--- STATED EXERCISE ---
Keep only the lines of the data below that contain "this", and copy them.

------ RECORD EXCERPTS ------

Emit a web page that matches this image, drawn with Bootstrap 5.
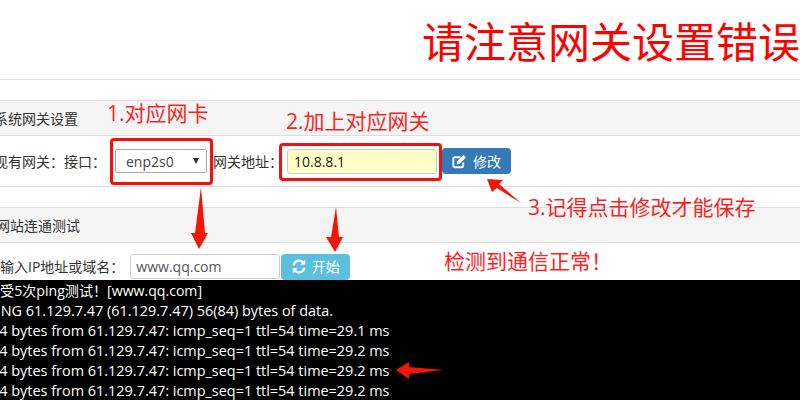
<!DOCTYPE html>
<html lang="zh">
<head>
<meta charset="utf-8">
<title>网关设置</title>
<link href="https://cdn.jsdelivr.net/npm/bootstrap@5.3.0/dist/css/bootstrap.min.css" rel="stylesheet">
<style>
html,body{height:400px;overflow:hidden;background:#fff}
body{font-family:"Open Sans","Noto Sans CJK SC",sans-serif;font-size:14px;color:#333}
.stage{position:relative;width:800px;height:400px;overflow:hidden}
.punct{font-family:"Noto Sans CJK TC",sans-serif}
.headline{height:80px;border-bottom:1px solid #ddd;color:#f00;font-size:42px;line-height:80px;font-family:"Noto Sans CJK SC",sans-serif;font-weight:400;white-space:nowrap}
.pane-head{height:36px;background:#f5f5f5;border-top:1px solid #ddd;border-bottom:1px solid #ddd;font-size:14px;padding-top:1px}
.gw-head{margin-top:20px}
.gw-row{height:51px;border-bottom:1px solid #ddd}
.test-row{height:37px;padding-top:10px}
.shift-a{margin-left:-6px}
.shift-b{margin-left:-4px}
.gw-select{width:92px;height:24px;margin-left:9px;margin-right:6px;padding:0 7px 0 10px;border:1px solid #aaa;border-radius:2px;background:#fff;color:#444;font-size:14px}
.gw-caret{width:0;height:0;border-left:3.5px solid transparent;border-right:3.5px solid transparent;border-top:6px solid #333}
.gw-input{width:150px;height:25px;margin-left:4px;padding:0 6px;border:1px solid #ccc;border-radius:3px;font-size:14px;color:#222;background:#ffffc8;box-shadow:none}
.gw-input.plain{background:#fff;margin-left:6px;padding:0 5px;color:#555}
.act-btn{height:26px;padding:0;border-radius:4px;font-size:14px;color:#fff;border:0;gap:6px}
.act-edit{width:69px;margin-left:5px;background:#337ab7}
.act-go{width:69px;margin-left:1px;background:#5bc0de}
.console-box{height:120px;background:#000;color:#fff;font-size:14.45px;line-height:20px;white-space:nowrap}
.console-box div:nth-child(1){margin-left:-14px;font-size:14.1px}
.console-box div:nth-child(2){margin-left:-12px}
.console-box div:nth-child(n+3){margin-left:-9px}
.callout{position:absolute;color:#ff1f1f;font-size:21px;line-height:28px;white-space:nowrap}
.c1{left:107px;top:99px}
.c2{left:286px;top:107px}
.c3{left:528px;top:193px}
.c4{left:444px;top:246px}
.mark-box{position:absolute;border:3px solid #f51010;border-radius:4px}
.b1{left:110px;top:138px;width:103px;height:47px}
.b2{left:279px;top:143px;width:163px;height:38px}
.arrows{position:absolute;left:0;top:0}
</style>
</head>
<body>
<div class="stage">
  <div class="headline d-flex justify-content-end"><span>请注意网关设置错误</span></div>

  <div class="pane-head gw-head d-flex align-items-center"><span class="shift-a">系统网关设置</span></div>
  <div class="gw-row d-flex align-items-center">
    <span class="shift-a">现有网关<span class="punct">：</span>接口<span class="punct">：</span></span>
    <div class="gw-select d-flex align-items-center justify-content-between"><span>enp2s0</span><span class="gw-caret"></span></div>
    <span>网关地址<span class="punct">：</span></span>
    <input class="form-control gw-input" value="10.8.8.1" aria-label="网关地址">
    <button class="btn act-btn act-edit d-flex align-items-center justify-content-center" type="button">
      <svg width="15" height="15" viewBox="0 0 16 15" aria-hidden="true"><path d="M12 8.5V12a1.6 1.6 0 0 1-1.6 1.6H3A1.6 1.6 0 0 1 1.4 12V4.6A1.6 1.6 0 0 1 3 3h6" fill="none" stroke="#fff" stroke-width="2"/><path d="M5.5 7.2 12.2.6l2.6 2.6-6.6 6.7-3 .4z" fill="#fff"/></svg>
      <span>修改</span>
    </button>
  </div>

  <div class="pane-head gw-head d-flex align-items-center"><span class="shift-b">网站连通测试</span></div>
  <div class="test-row d-flex align-items-center">
    <span>输入IP地址或域名<span class="punct">：</span></span>
    <input class="form-control gw-input plain" value="www.qq.com" aria-label="IP地址或域名">
    <button class="btn act-btn act-go d-flex align-items-center justify-content-center" type="button">
      <svg width="14" height="15" viewBox="0 0 14 15" aria-hidden="true"><path d="M1.6 6.2A5.5 5.5 0 0 1 11 3.3" fill="none" stroke="#fff" stroke-width="2.2"/><path d="M13.2.8v5h-5z" fill="#fff"/><path d="M12.4 8.8A5.5 5.5 0 0 1 3 11.7" fill="none" stroke="#fff" stroke-width="2.2"/><path d="M.8 14.2v-5h5z" fill="#fff"/></svg>
      <span>开始</span>
    </button>
  </div>

  <div class="console-box overflow-hidden">
    <div>接受5次ping测试<span class="punct">！</span>[www.qq.com]</div>
    <div>PING 61.129.7.47 (61.129.7.47) 56(84) bytes of data.</div>
    <div>64 bytes from 61.129.7.47: icmp_seq=1 ttl=54 time=29.1 ms</div>
    <div>64 bytes from 61.129.7.47: icmp_seq=1 ttl=54 time=29.2 ms</div>
    <div>64 bytes from 61.129.7.47: icmp_seq=1 ttl=54 time=29.2 ms</div>
    <div>64 bytes from 61.129.7.47: icmp_seq=1 ttl=54 time=29.2 ms</div>
  </div>

  <div class="mark-box b1"></div>
  <div class="mark-box b2"></div>
  <svg class="arrows" width="800" height="400" viewBox="0 0 800 400" aria-hidden="true" fill="#f51505">
    <polygon points="201,187 205,233 208,233 199,249 191,233 195,233"/>
    <polygon points="336,207 339,237 343,237 335,252 326,237 331,237"/>
    <polygon points="521,203 497,188 492,192 487,179 503,180 499,184"/>
    <polygon points="443,370 409,374 409,379 396,370 409,362 409,367"/>
  </svg>
  <div class="callout c1">1.对应网卡</div>
  <div class="callout c2">2.加上对应网关</div>
  <div class="callout c3">3.记得点击修改才能保存</div>
  <div class="callout c4">检测到通信正常<span class="punct">！</span></div>
</div>
<script src="https://cdn.jsdelivr.net/npm/bootstrap@5.3.0/dist/js/bootstrap.bundle.min.js"></script>
</body>
</html>
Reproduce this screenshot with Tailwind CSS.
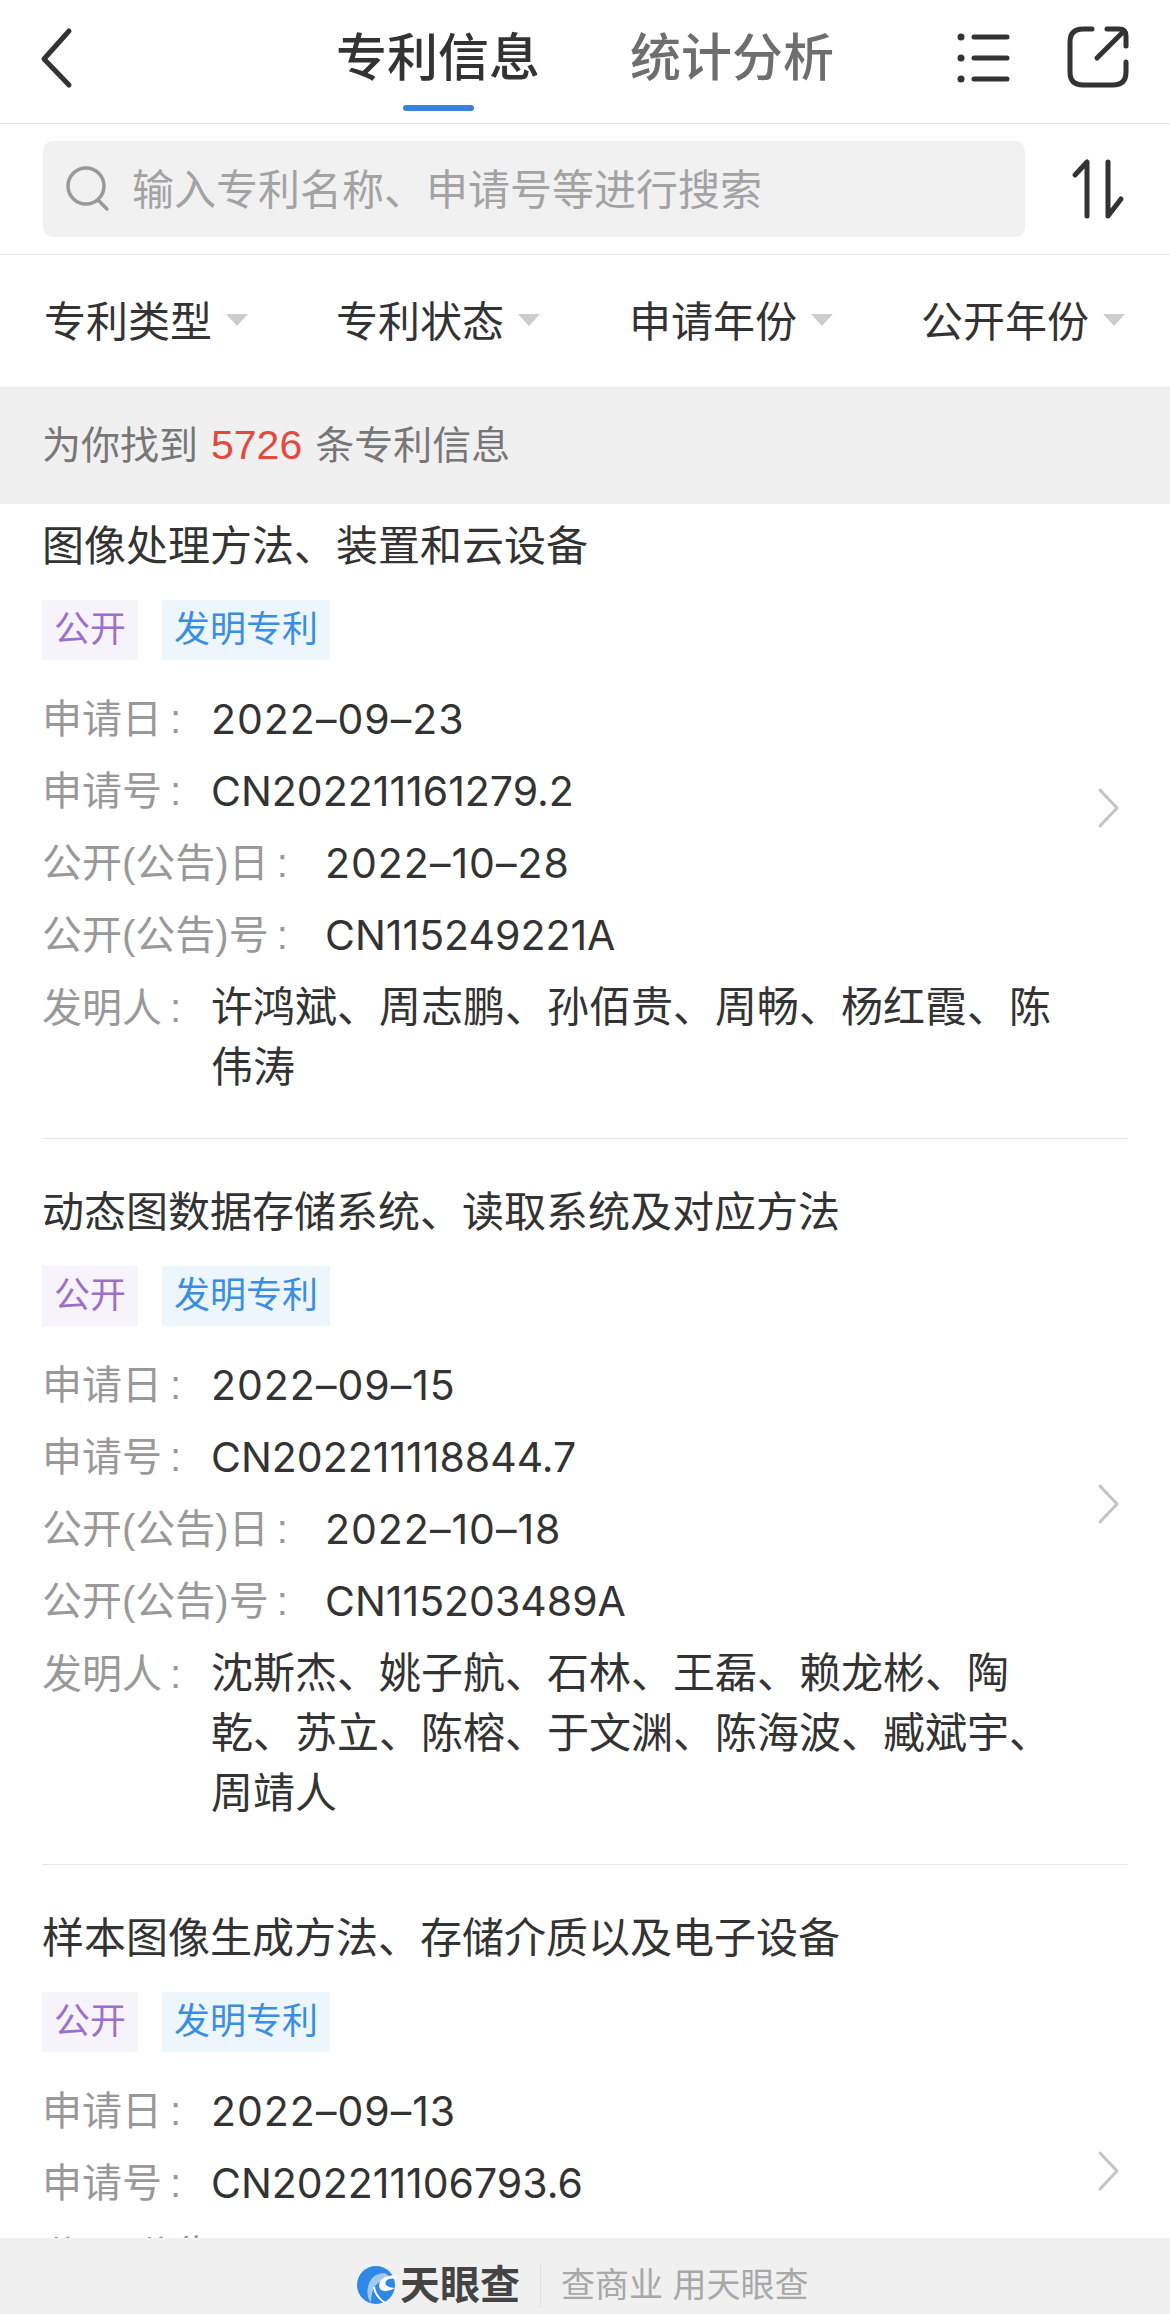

------

--- WRITTEN SOLUTION ---
Emit a web page that matches this image, drawn with Bootstrap 5.
Reproduce this screenshot with Tailwind CSS.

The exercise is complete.